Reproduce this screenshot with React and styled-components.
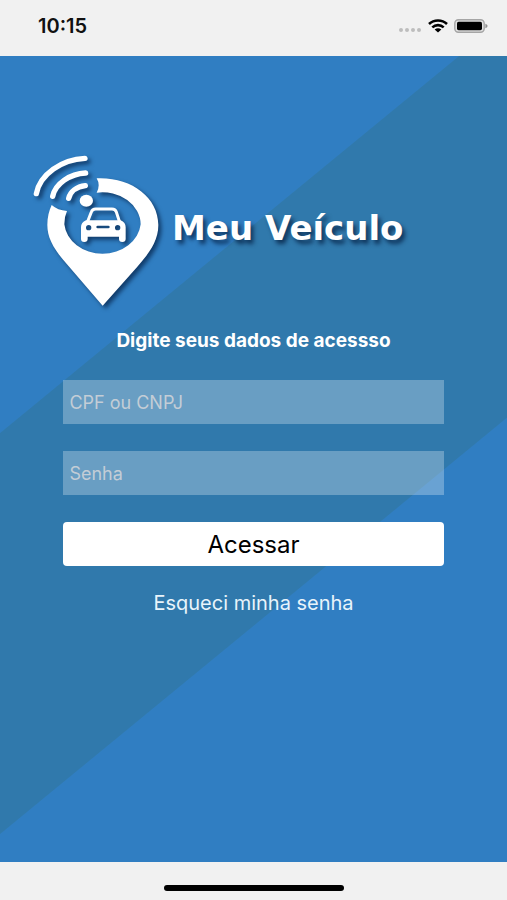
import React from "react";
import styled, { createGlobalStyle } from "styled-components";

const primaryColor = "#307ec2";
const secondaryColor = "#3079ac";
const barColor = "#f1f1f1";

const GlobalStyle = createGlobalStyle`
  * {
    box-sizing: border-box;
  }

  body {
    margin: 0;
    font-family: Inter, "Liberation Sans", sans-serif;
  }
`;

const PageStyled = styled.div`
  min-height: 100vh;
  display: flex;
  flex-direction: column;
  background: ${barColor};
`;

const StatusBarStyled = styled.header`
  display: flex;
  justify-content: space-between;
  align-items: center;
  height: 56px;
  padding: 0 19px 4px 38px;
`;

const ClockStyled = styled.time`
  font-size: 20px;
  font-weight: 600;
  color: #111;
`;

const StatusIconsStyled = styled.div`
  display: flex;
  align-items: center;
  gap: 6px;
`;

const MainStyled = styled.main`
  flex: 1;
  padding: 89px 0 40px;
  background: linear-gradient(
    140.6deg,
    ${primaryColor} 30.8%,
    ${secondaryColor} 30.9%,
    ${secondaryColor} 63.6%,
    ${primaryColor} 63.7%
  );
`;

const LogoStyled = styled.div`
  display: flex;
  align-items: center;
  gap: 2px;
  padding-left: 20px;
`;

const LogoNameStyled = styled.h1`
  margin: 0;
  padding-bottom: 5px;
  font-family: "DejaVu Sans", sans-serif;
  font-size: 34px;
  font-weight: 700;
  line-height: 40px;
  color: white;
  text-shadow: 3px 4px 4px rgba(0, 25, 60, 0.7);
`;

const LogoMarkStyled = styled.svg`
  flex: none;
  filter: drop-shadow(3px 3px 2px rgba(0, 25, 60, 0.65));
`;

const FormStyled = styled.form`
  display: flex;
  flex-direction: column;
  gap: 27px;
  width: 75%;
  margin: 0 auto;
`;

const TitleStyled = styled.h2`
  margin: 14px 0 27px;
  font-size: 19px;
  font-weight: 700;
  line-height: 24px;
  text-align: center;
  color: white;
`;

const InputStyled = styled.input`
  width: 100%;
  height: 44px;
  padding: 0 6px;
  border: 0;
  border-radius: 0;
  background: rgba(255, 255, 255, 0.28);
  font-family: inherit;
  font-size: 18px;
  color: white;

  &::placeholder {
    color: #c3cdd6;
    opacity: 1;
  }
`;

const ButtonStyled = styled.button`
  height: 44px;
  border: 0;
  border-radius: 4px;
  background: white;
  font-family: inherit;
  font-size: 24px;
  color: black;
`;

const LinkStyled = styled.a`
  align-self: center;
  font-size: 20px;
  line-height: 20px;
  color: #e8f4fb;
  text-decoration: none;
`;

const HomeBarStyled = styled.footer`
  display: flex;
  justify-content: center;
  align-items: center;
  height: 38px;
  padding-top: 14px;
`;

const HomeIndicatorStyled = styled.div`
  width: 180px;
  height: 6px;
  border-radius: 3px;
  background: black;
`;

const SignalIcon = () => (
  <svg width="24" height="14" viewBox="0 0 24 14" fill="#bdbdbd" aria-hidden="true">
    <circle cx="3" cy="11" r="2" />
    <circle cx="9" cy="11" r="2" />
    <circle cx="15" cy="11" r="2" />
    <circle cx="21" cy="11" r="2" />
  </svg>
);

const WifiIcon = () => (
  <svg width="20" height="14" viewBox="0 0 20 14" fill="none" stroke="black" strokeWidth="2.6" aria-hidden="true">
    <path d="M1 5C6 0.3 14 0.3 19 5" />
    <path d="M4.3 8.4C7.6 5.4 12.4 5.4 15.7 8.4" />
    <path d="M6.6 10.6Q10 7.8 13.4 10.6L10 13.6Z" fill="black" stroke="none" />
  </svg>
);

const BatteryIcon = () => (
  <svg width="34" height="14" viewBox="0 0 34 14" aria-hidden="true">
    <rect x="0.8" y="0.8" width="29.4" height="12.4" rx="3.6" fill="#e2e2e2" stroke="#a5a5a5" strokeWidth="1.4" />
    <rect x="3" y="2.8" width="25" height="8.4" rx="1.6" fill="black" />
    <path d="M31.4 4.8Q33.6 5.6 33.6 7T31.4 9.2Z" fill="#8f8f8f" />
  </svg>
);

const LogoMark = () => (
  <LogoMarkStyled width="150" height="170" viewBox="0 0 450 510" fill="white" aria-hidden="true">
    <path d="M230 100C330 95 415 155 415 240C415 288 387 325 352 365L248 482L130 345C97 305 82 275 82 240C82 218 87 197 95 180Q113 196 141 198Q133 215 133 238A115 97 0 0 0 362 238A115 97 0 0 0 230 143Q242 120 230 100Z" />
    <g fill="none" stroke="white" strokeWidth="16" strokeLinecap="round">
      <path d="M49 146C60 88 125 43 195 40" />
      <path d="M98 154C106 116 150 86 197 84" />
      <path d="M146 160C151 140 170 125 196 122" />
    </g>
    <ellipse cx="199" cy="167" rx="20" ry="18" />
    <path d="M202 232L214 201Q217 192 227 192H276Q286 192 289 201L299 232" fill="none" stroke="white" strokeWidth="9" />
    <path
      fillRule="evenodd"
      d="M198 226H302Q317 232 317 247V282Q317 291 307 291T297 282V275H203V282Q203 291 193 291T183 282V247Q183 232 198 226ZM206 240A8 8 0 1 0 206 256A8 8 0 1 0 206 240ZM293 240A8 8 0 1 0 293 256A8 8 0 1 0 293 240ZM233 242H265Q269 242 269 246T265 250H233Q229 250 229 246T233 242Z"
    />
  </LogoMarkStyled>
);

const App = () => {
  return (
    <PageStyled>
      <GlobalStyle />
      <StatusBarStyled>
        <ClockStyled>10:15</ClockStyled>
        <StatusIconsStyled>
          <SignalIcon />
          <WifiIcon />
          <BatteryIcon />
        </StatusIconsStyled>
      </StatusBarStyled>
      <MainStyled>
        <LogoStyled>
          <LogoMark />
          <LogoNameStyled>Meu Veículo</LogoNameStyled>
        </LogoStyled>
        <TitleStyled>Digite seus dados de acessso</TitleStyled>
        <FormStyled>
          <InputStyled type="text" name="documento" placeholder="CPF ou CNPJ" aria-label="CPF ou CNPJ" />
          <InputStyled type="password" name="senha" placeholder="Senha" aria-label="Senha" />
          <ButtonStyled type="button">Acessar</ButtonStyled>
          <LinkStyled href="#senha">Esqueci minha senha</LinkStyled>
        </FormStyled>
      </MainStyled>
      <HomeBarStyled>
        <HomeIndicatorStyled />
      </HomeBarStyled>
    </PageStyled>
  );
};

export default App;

---------------

Task objective — Set the pictures aside and transcribe the data above exactly.

The completed task —
Reproduce this screenshot with React and styled-components.
import React from "react";
import styled, { createGlobalStyle } from "styled-components";

const primaryColor = "#307ec2";
const secondaryColor = "#3079ac";
const barColor = "#f1f1f1";

const GlobalStyle = createGlobalStyle`
  * {
    box-sizing: border-box;
  }

  body {
    margin: 0;
    font-family: Inter, "Liberation Sans", sans-serif;
  }
`;

const PageStyled = styled.div`
  min-height: 100vh;
  display: flex;
  flex-direction: column;
  background: ${barColor};
`;

const StatusBarStyled = styled.header`
  display: flex;
  justify-content: space-between;
  align-items: center;
  height: 56px;
  padding: 0 19px 4px 38px;
`;

const ClockStyled = styled.time`
  font-size: 20px;
  font-weight: 600;
  color: #111;
`;

const StatusIconsStyled = styled.div`
  display: flex;
  align-items: center;
  gap: 6px;
`;

const MainStyled = styled.main`
  flex: 1;
  padding: 89px 0 40px;
  background: linear-gradient(
    140.6deg,
    ${primaryColor} 30.8%,
    ${secondaryColor} 30.9%,
    ${secondaryColor} 63.6%,
    ${primaryColor} 63.7%
  );
`;

const LogoStyled = styled.div`
  display: flex;
  align-items: center;
  gap: 2px;
  padding-left: 20px;
`;

const LogoNameStyled = styled.h1`
  margin: 0;
  padding-bottom: 5px;
  font-family: "DejaVu Sans", sans-serif;
  font-size: 34px;
  font-weight: 700;
  line-height: 40px;
  color: white;
  text-shadow: 3px 4px 4px rgba(0, 25, 60, 0.7);
`;

const LogoMarkStyled = styled.svg`
  flex: none;
  filter: drop-shadow(3px 3px 2px rgba(0, 25, 60, 0.65));
`;

const FormStyled = styled.form`
  display: flex;
  flex-direction: column;
  gap: 27px;
  width: 75%;
  margin: 0 auto;
`;

const TitleStyled = styled.h2`
  margin: 14px 0 27px;
  font-size: 19px;
  font-weight: 700;
  line-height: 24px;
  text-align: center;
  color: white;
`;

const InputStyled = styled.input`
  width: 100%;
  height: 44px;
  padding: 0 6px;
  border: 0;
  border-radius: 0;
  background: rgba(255, 255, 255, 0.28);
  font-family: inherit;
  font-size: 18px;
  color: white;

  &::placeholder {
    color: #c3cdd6;
    opacity: 1;
  }
`;

const ButtonStyled = styled.button`
  height: 44px;
  border: 0;
  border-radius: 4px;
  background: white;
  font-family: inherit;
  font-size: 24px;
  color: black;
`;

const LinkStyled = styled.a`
  align-self: center;
  font-size: 20px;
  line-height: 20px;
  color: #e8f4fb;
  text-decoration: none;
`;

const HomeBarStyled = styled.footer`
  display: flex;
  justify-content: center;
  align-items: center;
  height: 38px;
  padding-top: 14px;
`;

const HomeIndicatorStyled = styled.div`
  width: 180px;
  height: 6px;
  border-radius: 3px;
  background: black;
`;

const SignalIcon = () => (
  <svg width="24" height="14" viewBox="0 0 24 14" fill="#bdbdbd" aria-hidden="true">
    <circle cx="3" cy="11" r="2" />
    <circle cx="9" cy="11" r="2" />
    <circle cx="15" cy="11" r="2" />
    <circle cx="21" cy="11" r="2" />
  </svg>
);

const WifiIcon = () => (
  <svg width="20" height="14" viewBox="0 0 20 14" fill="none" stroke="black" strokeWidth="2.6" aria-hidden="true">
    <path d="M1 5C6 0.3 14 0.3 19 5" />
    <path d="M4.3 8.4C7.6 5.4 12.4 5.4 15.7 8.4" />
    <path d="M6.6 10.6Q10 7.8 13.4 10.6L10 13.6Z" fill="black" stroke="none" />
  </svg>
);

const BatteryIcon = () => (
  <svg width="34" height="14" viewBox="0 0 34 14" aria-hidden="true">
    <rect x="0.8" y="0.8" width="29.4" height="12.4" rx="3.6" fill="#e2e2e2" stroke="#a5a5a5" strokeWidth="1.4" />
    <rect x="3" y="2.8" width="25" height="8.4" rx="1.6" fill="black" />
    <path d="M31.4 4.8Q33.6 5.6 33.6 7T31.4 9.2Z" fill="#8f8f8f" />
  </svg>
);

const LogoMark = () => (
  <LogoMarkStyled width="150" height="170" viewBox="0 0 450 510" fill="white" aria-hidden="true">
    <path d="M230 100C330 95 415 155 415 240C415 288 387 325 352 365L248 482L130 345C97 305 82 275 82 240C82 218 87 197 95 180Q113 196 141 198Q133 215 133 238A115 97 0 0 0 362 238A115 97 0 0 0 230 143Q242 120 230 100Z" />
    <g fill="none" stroke="white" strokeWidth="16" strokeLinecap="round">
      <path d="M49 146C60 88 125 43 195 40" />
      <path d="M98 154C106 116 150 86 197 84" />
      <path d="M146 160C151 140 170 125 196 122" />
    </g>
    <ellipse cx="199" cy="167" rx="20" ry="18" />
    <path d="M202 232L214 201Q217 192 227 192H276Q286 192 289 201L299 232" fill="none" stroke="white" strokeWidth="9" />
    <path
      fillRule="evenodd"
      d="M198 226H302Q317 232 317 247V282Q317 291 307 291T297 282V275H203V282Q203 291 193 291T183 282V247Q183 232 198 226ZM206 240A8 8 0 1 0 206 256A8 8 0 1 0 206 240ZM293 240A8 8 0 1 0 293 256A8 8 0 1 0 293 240ZM233 242H265Q269 242 269 246T265 250H233Q229 250 229 246T233 242Z"
    />
  </LogoMarkStyled>
);

const App = () => {
  return (
    <PageStyled>
      <GlobalStyle />
      <StatusBarStyled>
        <ClockStyled>10:15</ClockStyled>
        <StatusIconsStyled>
          <SignalIcon />
          <WifiIcon />
          <BatteryIcon />
        </StatusIconsStyled>
      </StatusBarStyled>
      <MainStyled>
        <LogoStyled>
          <LogoMark />
          <LogoNameStyled>Meu Veículo</LogoNameStyled>
        </LogoStyled>
        <TitleStyled>Digite seus dados de acessso</TitleStyled>
        <FormStyled>
          <InputStyled type="text" name="documento" placeholder="CPF ou CNPJ" aria-label="CPF ou CNPJ" />
          <InputStyled type="password" name="senha" placeholder="Senha" aria-label="Senha" />
          <ButtonStyled type="button">Acessar</ButtonStyled>
          <LinkStyled href="#senha">Esqueci minha senha</LinkStyled>
        </FormStyled>
      </MainStyled>
      <HomeBarStyled>
        <HomeIndicatorStyled />
      </HomeBarStyled>
    </PageStyled>
  );
};

export default App;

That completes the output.